Gomez will release a 20th anniversary edition of their Mercury Music Prize winning debut album Bring It On ahead of a run of dates including a Manchester gig at the Albert Hall.
The album will be re-mastered and reissued as a super-deluxe 4CD offering with an accompanying remastered double LP release. The package contains the original classic album remastered by Frank Arkwright at Abbey Road studios as well as 46 previously unreleased tracks including 25 demos which were recorded between January 1996 and August 1997 (13 of which are appearing on an official Gomez release for the fist time).
The band will also be playing the album in its entirety on their forthcoming UK and Ireland tour which includes a Manchester gig at the Albert Hall.
The basis of the album was seven tracks recorded on an ancient four-track recorder. The band’s label, Hut, had to use the home recordings – for practical reasons. “They couldn’t recreate those recordings because they’d done them in one of their dad’s garages on the four-track, and just after they’d finished doing the last one the thing broke,” says Hut’s David Boyd. “So we decided it needed a little bit of mixing and embellishment, but not a lot, and they trotted off to Liverpool to do the touch-ups, but to all intents and purposes that was Bring It On.”
In Liverpool, engineer Ken Nelson awaited them, and helped them turn those seven tracks into a whole album. “They’d have an idea and would look to me to make it work,” Nelson says. “Their home-learned skills transferred well to the studio and I believe we learned so much from each other.

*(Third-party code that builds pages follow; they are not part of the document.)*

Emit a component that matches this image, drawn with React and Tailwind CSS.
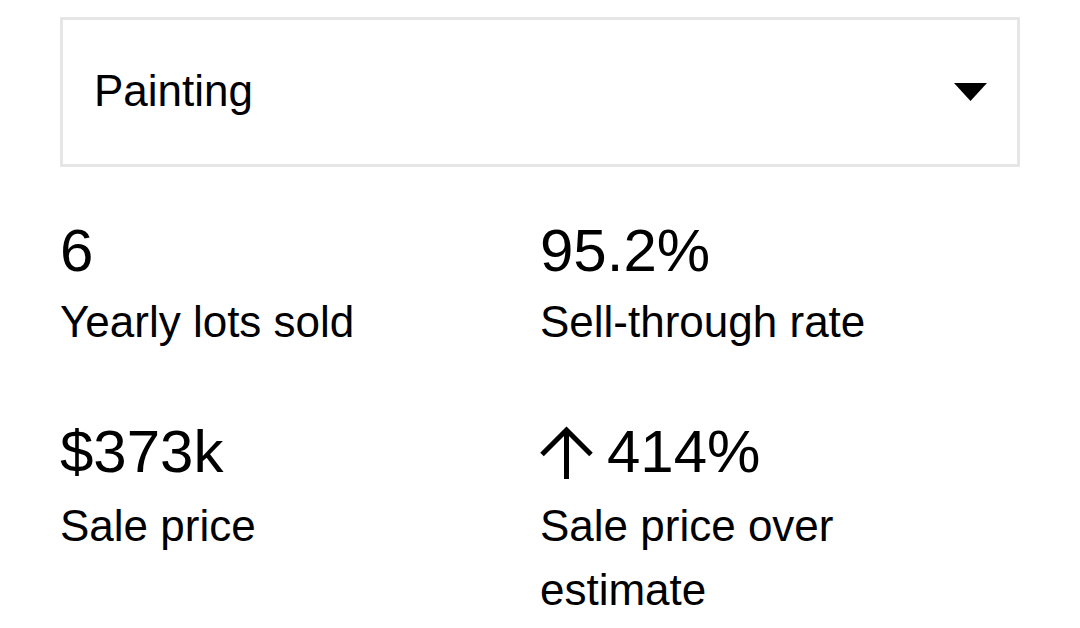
const STATS = [
  { value: '6', label: 'Yearly lots sold' },
  { value: '95.2%', label: 'Sell-through rate' },
  { value: '$373k', label: 'Sale price' },
  { value: '414%', label: 'Sale price over estimate', up: true },
];

function ArrowUp() {
  return (
    <svg width="53" height="53" viewBox="0 0 53 53" fill="none" stroke="#000" strokeWidth="5">
      <path d="M26.5 53V4" />
      <path d="M2 28.5L26.5 4L51 28.5" />
    </svg>
  );
}

export default function App() {
  return (
    <div
      className="min-h-screen bg-white text-black px-[60px] pt-[17px]"
      style={{ fontFamily: '"Liberation Sans", Arial, sans-serif' }}
    >
      <div className="h-[150px] border-[3px] border-[#e6e6e6] flex items-center justify-between pl-[31px] pr-[30px]">
        <span className="text-[44px] -mt-[2px]">Painting</span>
        <svg width="33" height="18" viewBox="0 0 33 18">
          <path d="M0 0H33L16.5 18Z" fill="#000" />
        </svg>
      </div>

      <div className="grid grid-cols-2 mt-[49px] gap-y-[60px]">
        {STATS.map((s, i) => (
          <div key={s.label} className="pr-[40px]">
            <div
              className={`flex items-center gap-[14px] text-[60px] ${
                i < 2 ? 'leading-[70px]' : 'leading-[76px]'
              }`}
            >
              {s.up && <ArrowUp />}
              <span>{s.value}</span>
            </div>
            <div className="text-[44px] leading-[64px] mt-[4px]">{s.label}</div>
          </div>
        ))}
      </div>
    </div>
  );
}
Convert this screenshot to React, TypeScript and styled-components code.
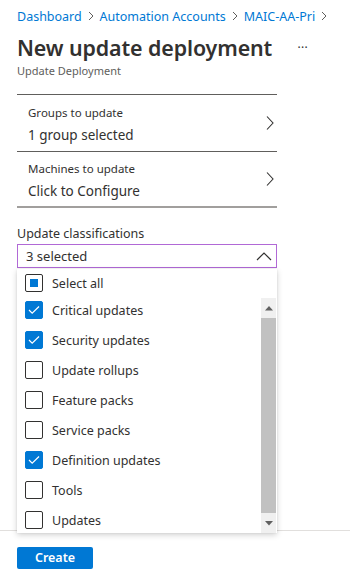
import React from "react";
import styled, { createGlobalStyle } from "styled-components";

const Global = createGlobalStyle`
  html, body { margin: 0; padding: 0; background: #fff; }
  body { font-family: "Segoe UI", "Noto Sans", "Open Sans", sans-serif; color: #323130; }
  * { box-sizing: border-box; }
`;

const Page = styled.div`
  width: 350px;
  height: 577px;
  display: flex;
  flex-direction: column;
  overflow: hidden;
`;

const Main = styled.div`
  flex: 1;
  padding: 0 17px;
`;

const Breadcrumb = styled.nav`
  display: flex;
  align-items: center;
  height: 20px;
  margin-top: 6px;
  font-size: 12.5px;
  white-space: nowrap;
`;

const Crumb = styled.a`
  color: #0078d4;
  text-decoration: none;
`;

const Sep = styled.span`
  display: inline-flex;
  width: 21px;
  justify-content: center;
  align-items: center;
`;

const TitleRow = styled.div`
  display: flex;
  align-items: center;
  margin-top: 6px;
  height: 30px;
`;

const Title = styled.h1`
  margin: 0;
  font-size: 21.4px;
  font-weight: 600;
  color: #323130;
  letter-spacing: -0.1px;
`;

const More = styled.span`
  margin-left: auto;
  margin-right: 25px;
  font-size: 12px;
  color: #323130;
  letter-spacing: 0.3px;
`;

const Subtitle = styled.div`
  font-size: 11px;
  color: #605e5c;
  margin-top: 1px;
`;

const Sections = styled.div`
  width: 260px;
  margin-top: 16px;
  border-top: 1px solid #605e5c;
`;

const Row = styled.div<{ $last?: boolean }>`
  display: flex;
  align-items: center;
  height: ${(p) => (p.$last ? 56 : 57)}px;
  padding: 0 2px 0 11px;
  border-bottom: ${(p) => (p.$last ? "2px solid #a19f9d" : "1px solid #605e5c")};
`;

const RowText = styled.div`
  flex: 1;
  display: flex;
  flex-direction: column;
  gap: 6px;
  padding-top: 2px;
`;

const RowLabel = styled.div`
  font-size: 11.5px;
  color: #323130;
`;

const RowValue = styled.div`
  font-size: 13.5px;
  color: #323130;
`;

const FieldLabel = styled.div`
  margin-top: 17px;
  font-size: 12.5px;
  color: #323130;
`;

const Field = styled.div`
  position: relative;
  width: 260px;
  margin-top: 2px;
`;

const Select = styled.div`
  height: 24px;
  border: 1px solid #b169d6;
  display: flex;
  align-items: center;
  padding: 0 4px 0 8px;
  font-size: 13px;
  color: #323130;
  justify-content: space-between;
`;

const Panel = styled.div`
  position: absolute;
  top: 25px;
  left: 0;
  width: 260px;
  height: 264px;
  background: #fff;
  box-shadow: 0 2px 6px rgba(0, 0, 0, 0.18), 0 0 2px rgba(0, 0, 0, 0.08);
  display: flex;
  flex-direction: column;
  padding-top: 2px;
  overflow: hidden;
`;

const OptionRow = styled.div<{ $h: number }>`
  display: flex;
  align-items: center;
  height: ${(p) => p.$h}px;
  flex: none;
  padding-left: 8px;
  gap: 9px;
  font-size: 12.5px;
  color: #323130;
  white-space: nowrap;
`;

const Body = styled.div`
  flex: 1;
  display: flex;
  min-height: 0;
`;

const List = styled.div`
  flex: 1;
  overflow: hidden;
`;

const Scrollbar = styled.div`
  width: 15px;
  margin: 3px 1px 0 0;
  background: #f0f0f0;
  display: flex;
  flex-direction: column;
`;

const Arrow = styled.div`
  height: 20px;
  display: flex;
  align-items: center;
  justify-content: center;
`;

const Thumb = styled.div`
  flex: 1;
  background: #c1c1c1;
`;

const Box = styled.span<{ $checked?: boolean }>`
  width: 18px;
  height: 18px;
  border-radius: 2px;
  flex: none;
  display: inline-flex;
  align-items: center;
  justify-content: center;
  background: ${(p) => (p.$checked ? "#0078d4" : "#fff")};
  border: 1px solid ${(p) => (p.$checked ? "#0078d4" : "#323130")};
`;

const Partial = styled.span`
  width: 8px;
  height: 8px;
  background: #0078d4;
`;

const Footer = styled.div`
  height: 47px;
  border-top: 1px solid #e1dfdd;
  padding: 14px 17px 0;
`;

const Button = styled.button`
  width: 76px;
  height: 22px;
  border: none;
  border-radius: 2px;
  background: #0078d4;
  color: #fff;
  font-family: inherit;
  font-size: 12.5px;
  font-weight: 600;
  padding: 0;
`;

const Chevron = () => (
  <svg width="10" height="16" viewBox="0 0 10 16">
    <polyline points="2,1.5 8,8 2,14.5" fill="none" stroke="#323130" strokeWidth="1.1" />
  </svg>
);

const SepChevron = () => (
  <svg width="6" height="10" viewBox="0 0 6 10">
    <polyline points="1,1 5,5 1,9" fill="none" stroke="#605e5c" strokeWidth="1" />
  </svg>
);

const Up = () => (
  <svg width="16" height="9" viewBox="0 0 16 9">
    <polyline points="1,8 8,1 15,8" fill="none" stroke="#323130" strokeWidth="1.2" />
  </svg>
);

const Check = () => (
  <svg width="12" height="10" viewBox="0 0 12 10">
    <polyline points="1,5 4.2,8.2 11,1.5" fill="none" stroke="#fff" strokeWidth="1.2" />
  </svg>
);

const Tri = ({ down }: { down?: boolean }) => (
  <svg width="8" height="5" viewBox="0 0 8 5">
    <polygon points={down ? "0,0 8,0 4,4.5" : "0,4.5 8,4.5 4,0"} fill="#606060" />
  </svg>
);

const items = [
  { label: "Critical updates", checked: true },
  { label: "Security updates", checked: true },
  { label: "Update rollups", checked: false },
  { label: "Feature packs", checked: false },
  { label: "Service packs", checked: false },
  { label: "Definition updates", checked: true },
  { label: "Tools", checked: false },
  { label: "Updates", checked: false },
];

export default function App() {
  return (
    <Page>
      <Global />
      <Main>
        <Breadcrumb>
          <Crumb>Dashboard</Crumb>
          <Sep>
            <SepChevron />
          </Sep>
          <Crumb>Automation Accounts</Crumb>
          <Sep>
            <SepChevron />
          </Sep>
          <Crumb>MAIC-AA-Pri</Crumb>
          <Sep>
            <SepChevron />
          </Sep>
        </Breadcrumb>
        <TitleRow>
          <Title>New update deployment</Title>
          <More>···</More>
        </TitleRow>
        <Subtitle>Update Deployment</Subtitle>
        <Sections>
          <Row>
            <RowText>
              <RowLabel>Groups to update</RowLabel>
              <RowValue>1 group selected</RowValue>
            </RowText>
            <Chevron />
          </Row>
          <Row $last>
            <RowText>
              <RowLabel>Machines to update</RowLabel>
              <RowValue>Click to Configure</RowValue>
            </RowText>
            <Chevron />
          </Row>
        </Sections>
        <FieldLabel>Update classifications</FieldLabel>
        <Field>
          <Select>
            <span>3 selected</span>
            <Up />
          </Select>
          <Panel>
            <OptionRow $h={24}>
              <Box>
                <Partial />
              </Box>
              Select all
            </OptionRow>
            <Body>
              <List>
                {items.map((it) => (
                  <OptionRow key={it.label} $h={30}>
                    <Box $checked={it.checked}>{it.checked && <Check />}</Box>
                    {it.label}
                  </OptionRow>
                ))}
              </List>
              <Scrollbar>
                <Arrow>
                  <Tri />
                </Arrow>
                <Thumb />
                <Arrow>
                  <Tri down />
                </Arrow>
              </Scrollbar>
            </Body>
          </Panel>
        </Field>
      </Main>
      <Footer>
        <Button>Create</Button>
      </Footer>
    </Page>
  );
}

I’d never worked with a band who were so creative before: it was truly exciting for me.”
Bring It On went on to win 1998’s Mercury Music Prize, beating Pulp, Massive Attack, Cornershop and The Verve, the judges describing the album as “an intriguing blend of swamp blues, bar-room rock and eerie power”.
The super deluxe 4 CD collection is due for release on 20th April 2018 via UMC.
When and when do Gomez perform in Manchester?
Gomez are set to headlined the Albert Hall Manchester on 1 May 2018.